> **Short exercise**
Transcribe the records below exactly as they appear, omitting any pictures.

> **Provided records**
········
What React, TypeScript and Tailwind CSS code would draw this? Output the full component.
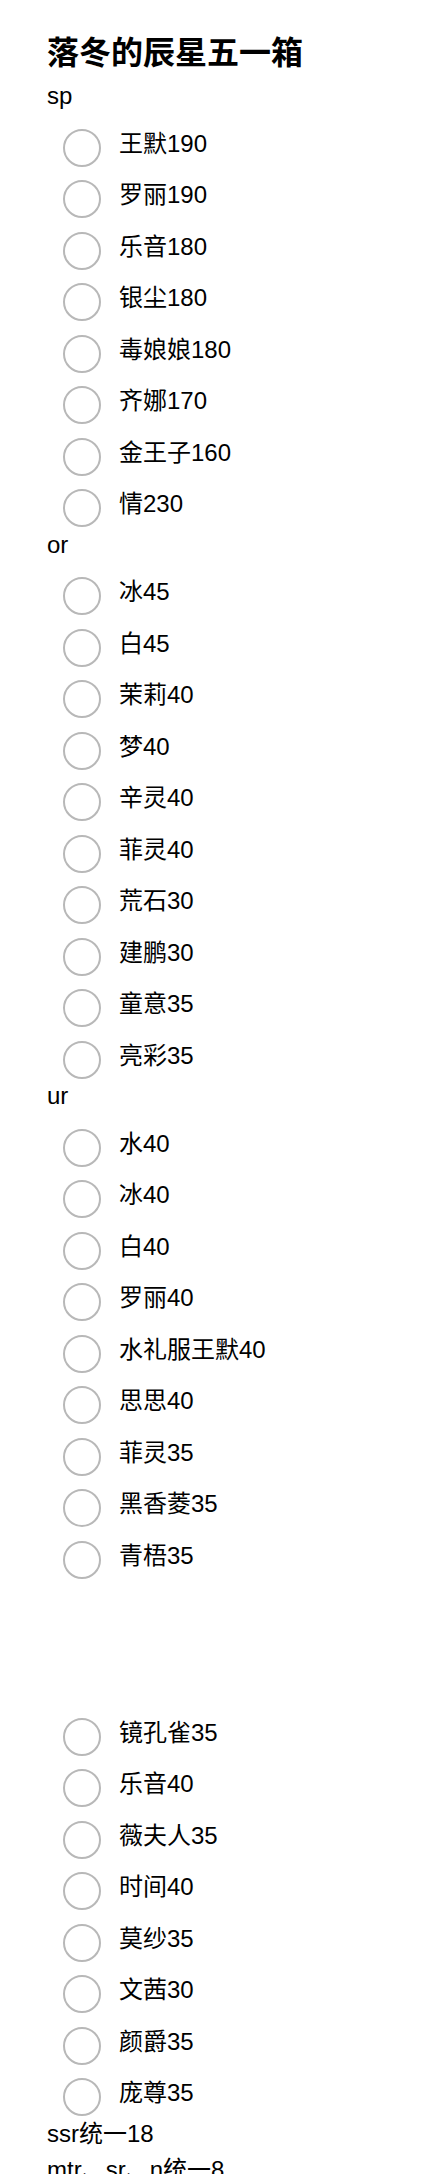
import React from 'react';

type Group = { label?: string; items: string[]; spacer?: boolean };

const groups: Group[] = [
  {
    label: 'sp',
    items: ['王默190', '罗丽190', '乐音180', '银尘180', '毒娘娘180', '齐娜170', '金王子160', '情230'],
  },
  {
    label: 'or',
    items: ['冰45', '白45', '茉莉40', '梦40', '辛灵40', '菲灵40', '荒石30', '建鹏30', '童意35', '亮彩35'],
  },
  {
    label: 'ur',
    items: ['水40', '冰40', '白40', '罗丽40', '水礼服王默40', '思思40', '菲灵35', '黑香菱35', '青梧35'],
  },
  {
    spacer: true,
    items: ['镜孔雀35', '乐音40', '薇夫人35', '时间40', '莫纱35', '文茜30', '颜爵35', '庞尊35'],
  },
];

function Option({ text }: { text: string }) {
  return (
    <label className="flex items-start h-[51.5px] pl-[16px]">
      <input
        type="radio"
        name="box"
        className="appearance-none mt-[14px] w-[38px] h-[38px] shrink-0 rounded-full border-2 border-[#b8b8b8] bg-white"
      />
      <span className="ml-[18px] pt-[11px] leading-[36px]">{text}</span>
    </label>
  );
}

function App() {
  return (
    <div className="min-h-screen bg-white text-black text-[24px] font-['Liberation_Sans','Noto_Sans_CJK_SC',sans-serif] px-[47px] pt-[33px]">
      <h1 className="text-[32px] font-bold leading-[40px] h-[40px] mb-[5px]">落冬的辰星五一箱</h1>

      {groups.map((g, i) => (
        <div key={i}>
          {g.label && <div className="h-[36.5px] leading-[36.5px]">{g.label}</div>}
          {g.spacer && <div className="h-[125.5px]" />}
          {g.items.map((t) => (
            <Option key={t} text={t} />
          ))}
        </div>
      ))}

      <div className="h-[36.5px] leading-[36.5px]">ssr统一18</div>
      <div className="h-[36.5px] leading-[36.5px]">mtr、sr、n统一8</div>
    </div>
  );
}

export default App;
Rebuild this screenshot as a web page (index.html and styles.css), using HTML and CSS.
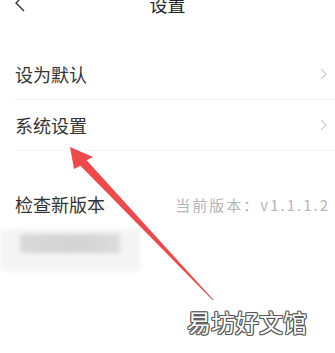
········
> **Result for this task**
What React, TypeScript and Tailwind CSS code would draw this? Output the full component.
import React from 'react';

type Group = { label?: string; items: string[]; spacer?: boolean };

const groups: Group[] = [
  {
    label: 'sp',
    items: ['王默190', '罗丽190', '乐音180', '银尘180', '毒娘娘180', '齐娜170', '金王子160', '情230'],
  },
  {
    label: 'or',
    items: ['冰45', '白45', '茉莉40', '梦40', '辛灵40', '菲灵40', '荒石30', '建鹏30', '童意35', '亮彩35'],
  },
  {
    label: 'ur',
    items: ['水40', '冰40', '白40', '罗丽40', '水礼服王默40', '思思40', '菲灵35', '黑香菱35', '青梧35'],
  },
  {
    spacer: true,
    items: ['镜孔雀35', '乐音40', '薇夫人35', '时间40', '莫纱35', '文茜30', '颜爵35', '庞尊35'],
  },
];

function Option({ text }: { text: string }) {
  return (
    <label className="flex items-start h-[51.5px] pl-[16px]">
      <input
        type="radio"
        name="box"
        className="appearance-none mt-[14px] w-[38px] h-[38px] shrink-0 rounded-full border-2 border-[#b8b8b8] bg-white"
      />
      <span className="ml-[18px] pt-[11px] leading-[36px]">{text}</span>
    </label>
  );
}

function App() {
  return (
    <div className="min-h-screen bg-white text-black text-[24px] font-['Liberation_Sans','Noto_Sans_CJK_SC',sans-serif] px-[47px] pt-[33px]">
      <h1 className="text-[32px] font-bold leading-[40px] h-[40px] mb-[5px]">落冬的辰星五一箱</h1>

      {groups.map((g, i) => (
        <div key={i}>
          {g.label && <div className="h-[36.5px] leading-[36.5px]">{g.label}</div>}
          {g.spacer && <div className="h-[125.5px]" />}
          {g.items.map((t) => (
            <Option key={t} text={t} />
          ))}
        </div>
      ))}

      <div className="h-[36.5px] leading-[36.5px]">ssr统一18</div>
      <div className="h-[36.5px] leading-[36.5px]">mtr、sr、n统一8</div>
    </div>
  );
}

export default App;
Rebuild this screenshot as a web page (index.html and styles.css), using HTML and CSS.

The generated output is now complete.